Quando comecei a dar aulas ao primeiro ciclo, passei mal. Nunca imaginei que as coisas tivessem mudado tanto desde a altura em que eu tinha feito a escola primária. O respeito pelo professor tinha-se perdido algures pelo caminho.
Onde teria ficado, perguntava-me.
Cresci com muitas histórias. Os meus avós não foram à escola. Não podiam, eram pobres e os pobres não estudavam. No tempo dos meus pais as coisas mudaram um pouco, mas a escola nessa altura não era um sítio agradável.
A minha avó tirou o meu tio da escola quando ele, após chegar a casa muitas vezes com altos na cabeça, chegou com a cabeça toda em ferida. Tinha levado tanta porrada que a cabeça era um alto negro sem fim. A minha avó que não era Rijo, mas que era mais rija que nós todos juntos, no dia seguinte tirou-o da escola, ele estava na terceira classe. Antes de o tirar da escola disse ao professor que preferia ter um filho burro, mas inteiro a ter um filho com estudos, mas incapacitado para a vida.
O meu tio acabou por tirar a terceira classe no ensino nocturno e a quarta classe na tropa, ambas com distinção.
Já a minha madrinha levava 56 reguadas de cada vez que dava erros ortográficos. Chegou a ficar escondida a meio do caminho para a escola durante três dias até ser apanhada. Tinha medo da escola e não queria levar mais sovas. Acabou por levar da minha avó e do professor dessa vez, mas pelo menos durante aqueles três dias, a palmatória não viu a mão dela.
Na minha escola primária ainda houve reguadas, mesa dos burros e canadas na cabeça. Eu já nasci após Abril de 1974, mas os hábitos ainda lá estavam.
Longe de mim querer apontar o dedo a alguém, isso é o que menos interessa aqui. “Naquele tempo era assim” como todos aqueles com quem falei disseram. E também não quero com isto dizer que todos os professores dessa altura eram maus, com certeza que os devia haver bons, eu, por exemplo, tive uma dessas durante uma boa parte da minha escola primária, mas não podemos esquecer estas histórias. Elas fazem parte das nossas histórias familiares, pelo menos das minhas e foram reais.
Os miúdos eram humilhados, levavam tareia, era normal. A minha avó ousou reagir, mas isso era raro. De um modo geral, as pessoas comiam a calavam.
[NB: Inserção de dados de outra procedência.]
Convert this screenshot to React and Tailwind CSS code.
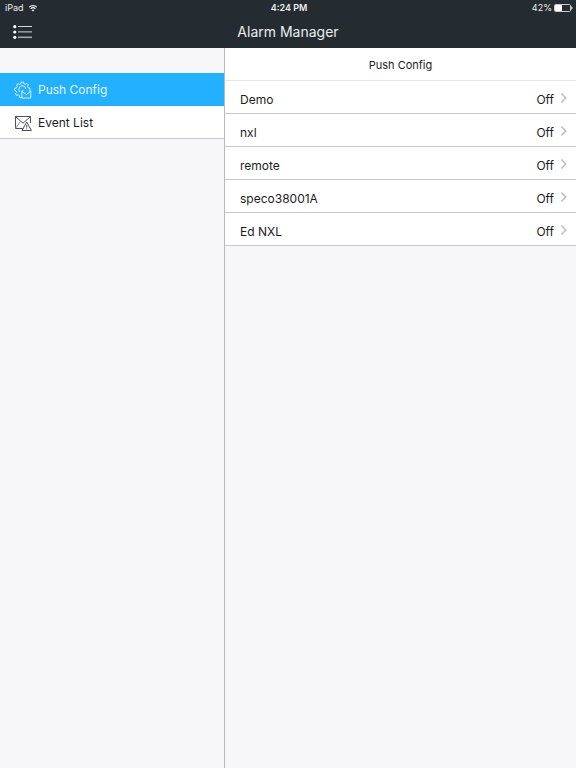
import React, { useState } from 'react';

const menuItems = [
  { id: 'push', label: 'Push Config', Icon: PushConfigIcon },
  { id: 'events', label: 'Event List', Icon: EventListIcon },
];

const devices = [
  { name: 'Demo', push: false },
  { name: 'nxl', push: false },
  { name: 'remote', push: false },
  { name: 'speco38001A', push: false },
  { name: 'Ed NXL', push: false },
];

function WifiIcon() {
  return (
    <svg className="w-2.5 h-2" viewBox="0 0 10 8" fill="none" stroke="currentColor" strokeWidth="1.3" aria-hidden="true">
      <path d="M1.2 3.1a5.4 5.4 0 0 1 7.6 0" />
      <path d="M2.6 4.8a3.4 3.4 0 0 1 4.8 0" />
      <path d="M5 7.6L3.6 6.2a2 2 0 0 1 2.8 0z" fill="currentColor" stroke="none" />
    </svg>
  );
}

function BatteryIcon() {
  return (
    <svg className="w-[19px] h-2" viewBox="0 0 19 8" aria-hidden="true">
      <rect x="0.5" y="0.5" width="16" height="7" rx="1" fill="none" stroke="#c9cccf" />
      <rect x="1" y="1" width="7" height="6" fill="#fff" />
      <path d="M17.5 2.5c1 .3 1 2.7 0 3z" fill="#e3e5e6" stroke="#e3e5e6" strokeWidth="0.5" />
    </svg>
  );
}

function MenuIcon() {
  return (
    <svg className="w-5 h-4" viewBox="0 0 20 16" aria-hidden="true">
      <g fill="#fff">
        <circle cx="1.8" cy="2.7" r="1.6" />
        <circle cx="1.8" cy="8" r="1.6" />
        <circle cx="1.8" cy="13.3" r="1.6" />
      </g>
      <g stroke="#d5d8da">
        <path d="M5 2.5h14" />
        <path d="M5 7.9h14" />
        <path d="M5 13.3h14" strokeWidth="1.6" stroke="#a3a7aa" />
      </g>
    </svg>
  );
}

function PushConfigIcon() {
  return (
    <svg className="w-[18px] h-[18px]" viewBox="0 0 18 18" fill="none" stroke="#d3f0ff" strokeWidth="1" strokeLinejoin="round" aria-hidden="true">
      <path d="M7.5 15.6L7.2 16.9L5.6 16.4L5.5 14.7L4.1 13.8L2.5 14.4L1.4 12.8L2.6 11.5L2.2 10L.6 9.2L.8 7.3L2.5 6.9L3.2 5.5L2.6 3.9L4 2.6L5.5 3.4L7 2.7L7.4 1H9.4L9.9 2.7L11.4 3.3L12.9 2.4L14.3 3.8L13.6 5.3L14.3 6.8L16 7.3L16.1 8.8" />
      <path d="M6.3 11.2A3.5 3.5 0 1 1 11.8 8" />
      <path d="M9.6 9.9H7.9V17H16.8V9.9H15" />
      <path d="M8 10.4l4.4 3.2L16.7 10.4" />
    </svg>
  );
}

function EventListIcon() {
  return (
    <svg className="w-[18px] h-[18px]" viewBox="0 0 18 18" fill="none" stroke="#505357" strokeWidth="1" strokeLinejoin="round" aria-hidden="true">
      <path d="M9.6 14.5H1.5V2.5H16.5V9" />
      <path d="M1.5 2.5L9 9.2L16.5 2.5" />
      <path d="M1.5 14.5L6.4 7.4" stroke="#8c8f92" />
      <path d="M12.7 8L17.4 16.5H8z" fill="#fff" />
      <path d="M12.7 10.8v2.8M12.7 14.4v1" />
    </svg>
  );
}

function ChevronIcon() {
  return (
    <svg className="w-2 h-3" viewBox="0 0 8 12" fill="none" stroke="#bdbdc1" strokeWidth="1.5" aria-hidden="true">
      <path d="M1.4 1.5L5.8 6L1.4 10.5" />
    </svg>
  );
}

function StatusBar() {
  return (
    <div className="grid grid-cols-3 items-center h-4 pl-[5px] pr-[3px] text-[9px] leading-4">
      <div className="flex items-center gap-1">
        <span>iPad</span>
        <WifiIcon />
      </div>
      <div className="text-center font-semibold">4:24 PM</div>
      <div className="flex items-center justify-end gap-0.5">
        <span>42%</span>
        <BatteryIcon />
      </div>
    </div>
  );
}

function Sidebar({ active, onSelect }) {
  return (
    <nav className="w-[225px] shrink-0 pt-[25px] border-r border-[#b9b9bc]">
      {menuItems.map(({ id, label, Icon }) => (
        <button
          key={id}
          type="button"
          onClick={() => onSelect(id)}
          className={`flex items-center gap-1.5 w-full h-[33px] pt-0.5 pl-3.5 border-b text-xs ${
            active === id ? 'bg-[#22b0ff] border-[#22b0ff] text-[#e2f5ff]' : 'bg-white border-[#c8c8ca] text-[#1c1c1e]'
          }`}
        >
          <Icon />
          <span>{label}</span>
        </button>
      ))}
    </nav>
  );
}

function DeviceRow({ device }) {
  return (
    <li>
      <button
        type="button"
        className="flex items-center w-full h-[33px] pt-0.5 pl-[15px] pr-2 bg-white border-b border-[#c8c8ca] text-xs text-[#1c1c1e]"
      >
        <span className="pt-1">{device.name}</span>
        <span className="ml-auto mr-1.5 pt-1">{device.push ? 'On' : 'Off'}</span>
        <ChevronIcon />
      </button>
    </li>
  );
}

export default function App() {
  const [active, setActive] = useState('push');

  return (
    <div className="flex flex-col min-h-dvh bg-[#f7f7f9] font-['Inter','Liberation_Sans',sans-serif]">
      <header className="bg-[#242c32] text-[#eceeef]">
        <StatusBar />
        <div className="grid grid-cols-[1fr_auto_1fr] items-center h-8 px-[13px]">
          <button type="button" aria-label="Menu" className="justify-self-start">
            <MenuIcon />
          </button>
          <h1 className="text-sm">Alarm Manager</h1>
        </div>
      </header>

      <div className="flex flex-1">
        <Sidebar active={active} onSelect={setActive} />
        <main className="flex-1">
          <h2 className="h-[33px] bg-white border-b border-[#e6e6e8] text-[11px] leading-[34px] text-center text-[#1c1c1e]">
            Push Config
          </h2>
          <ul>
            {devices.map((device) => (
              <DeviceRow key={device.name} device={device} />
            ))}
          </ul>
        </main>
      </div>
    </div>
  );
}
Os professores eram autoridade máxima e ai de quem questionasse fosse o que fosse.
Pergunto-me se o respeito perdido é a resposta a anos de violência, abusos de poder e prepotência, porque era assim que as coisas funcionavam antes do 25 de Abril.
De facto, não tenho a resposta para essa pergunta e hoje, que estou do outro lado e dou aulas na primária, sei que os meus alunos consideram a escola um local seguro, confortável, onde tenho a certeza de que se sentem bem e isso deixa-me muito feliz.
E sei, acima de tudo que ninguém no seu perfeito juízo devia conseguir repetir a frase “naquele tempo é que era bom”.